In a certain light, all filmmakers–even the most successful–are con artists as heart, convincing investors, a crew, and performers to go along for the ride with a tremendous amount of uncertainty. Martha Shane’s enlightening documentary Narrowsburg looks at a couple’s desire to start a “Sundance of the East,” very likely without having ever attended Sundance and fully understanding the amount of work that it takes. There are film festivals like this, and in the interest of full disclosure yours truly is the artistic director of a regional film festival and every year we struggle to make sure our filmmakers have realistic expectations for how things will go. The Narrowsburg International Independent Film Festival, and the film the town produced, Four Deadly Reasons, is a textbook study in what can go wrong when you prey on the expectations of small-town residents who get sucked in by a snake oil salesman. To the credit of the director, nearly everyone in the saga agrees to tell their story, often combating the narrative created by others about what really happened back in 2000.
At the center of the story is Jocelyne and husband Richard Castellano. He’s a small-time gangster who plays up a potential connection to the Castellano crime family. She’s a small-time producer who plays up big connections with Hollywood elite and yet somehow they both end up in small-town Narrowsburg. Richard becomes the de facto mayor of the town after a small role in Analyze This and the couple decides to launch a film festival at the town’s rundown theatre. The first year (1999) proves to be a moderate success, while the second proves to be something jarring for locals and visitors alike. Indie actor Brian Vincent, who had the dubious honor of staring in both that year’s opening night film Blue Moon and its closing night feature Under Hellgate Bridge, kept contemporaneous notes mostly because he thought it might one day make good movie dialogue.
The centerpiece film of the year was supposed to be Paul Borghese’s Four Deadly Reasons, a mob thriller shot mostly in Narrowsburg between the first and second year of the festival. Produced by Castellano, the film courted several investors and local crew members, many of which had checks bounce on them. When they threatened to quit, they allegedly were met with threats of bodily harm. Fifteen minutes of the film premiered with an apologetic Borghese appearing before a crowd of cast and crew in a particularly difficult moment to watch. This leads to a fraud investigation and some jail time, although that is not the end of the story.

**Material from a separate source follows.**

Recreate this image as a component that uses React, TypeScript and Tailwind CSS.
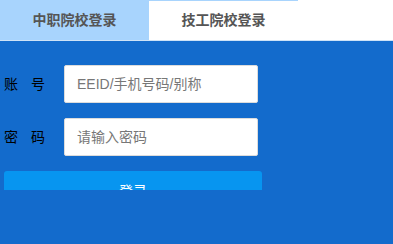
import React from "react";

export default function App() {
  const font = { fontFamily: '"Liberation Sans", "Noto Sans CJK SC", sans-serif' };
  return (
    <div className="w-[393px] h-[244px] bg-[#136bcc] overflow-hidden" style={font}>
      <div className="flex h-[41px] bg-white border-b border-[#cfe3f7]">
        <div className="w-[149px] bg-[#a8d4fd] flex items-center justify-center text-[14px] font-bold text-[#555555]">
          中职院校登录
        </div>
        <div className="w-[149px] border-t border-[#a8d4fd] flex items-center justify-center text-[14px] font-bold text-[#555555]">
          技工院校登录
        </div>
        <div className="flex-1" />
      </div>
      <div className="pl-[4px] pt-[24px] flex flex-col gap-[15px]">
        <div className="flex items-center">
          <div className="w-[41px] flex justify-between text-[14px] text-black">
            <span>账</span>
            <span>号</span>
          </div>
          <input
            className="ml-[19px] w-[194px] h-[38px] bg-white border border-[#dcdcdc] rounded-[2px] pl-[12px] text-[14px] outline-none placeholder:text-[#777777]"
            placeholder="EEID/手机号码/别称"
          />
        </div>
        <div className="flex items-center">
          <div className="w-[41px] flex justify-between text-[14px] text-black">
            <span>密</span>
            <span>码</span>
          </div>
          <input
            type="password"
            className="ml-[19px] w-[194px] h-[38px] bg-white border border-[#dcdcdc] rounded-[2px] pl-[12px] text-[14px] outline-none placeholder:text-[#777777]"
            placeholder="请输入密码"
          />
        </div>
        <div className="w-[258px] h-[19px] overflow-hidden rounded-t-[3px]">
          <div className="w-[258px] h-[40px] bg-[#0795f0] text-white text-[14px] leading-[40px] text-center">
            登录
          </div>
        </div>
      </div>
    </div>
  );
}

Director Martha Shane (After Tiller), working with newly filmed interviews over the course of several years (Castellano passed away in 2015, but is featured), assembles a nerve-wracking picture for anyone who has ever made a film or run a film festival on limited resources. We all fear, unless we simply don’t care, that if things go wrong we’ll be blamed for running the kind of scam that is uncovered by others along the way in this story. Yet, for many, they’ve recovered and walk away with a great tale about that time they were swindled and threatened by two colorful characters. The film itself is quite engaging without the benefit of a substantial record of the fact like Tony Montana and Mark Brian Smith’s Overnight, the intimate portrait of arrogant boy wonder Troy Duffy, but it is every bit as engrossing.
Although this is a story about a footnote in the history of indie/regional film, it is perhaps even more relevant in a time where there are more films and more film festivals than ever. This isn’t about the “laurel mill” online-only film festival that seem to hand out awards to every film submitted, but rather a genuine story about a con artist selling access to those who have no clue how the business truly works.
Narrowsburg screening at DOC NYC 2019.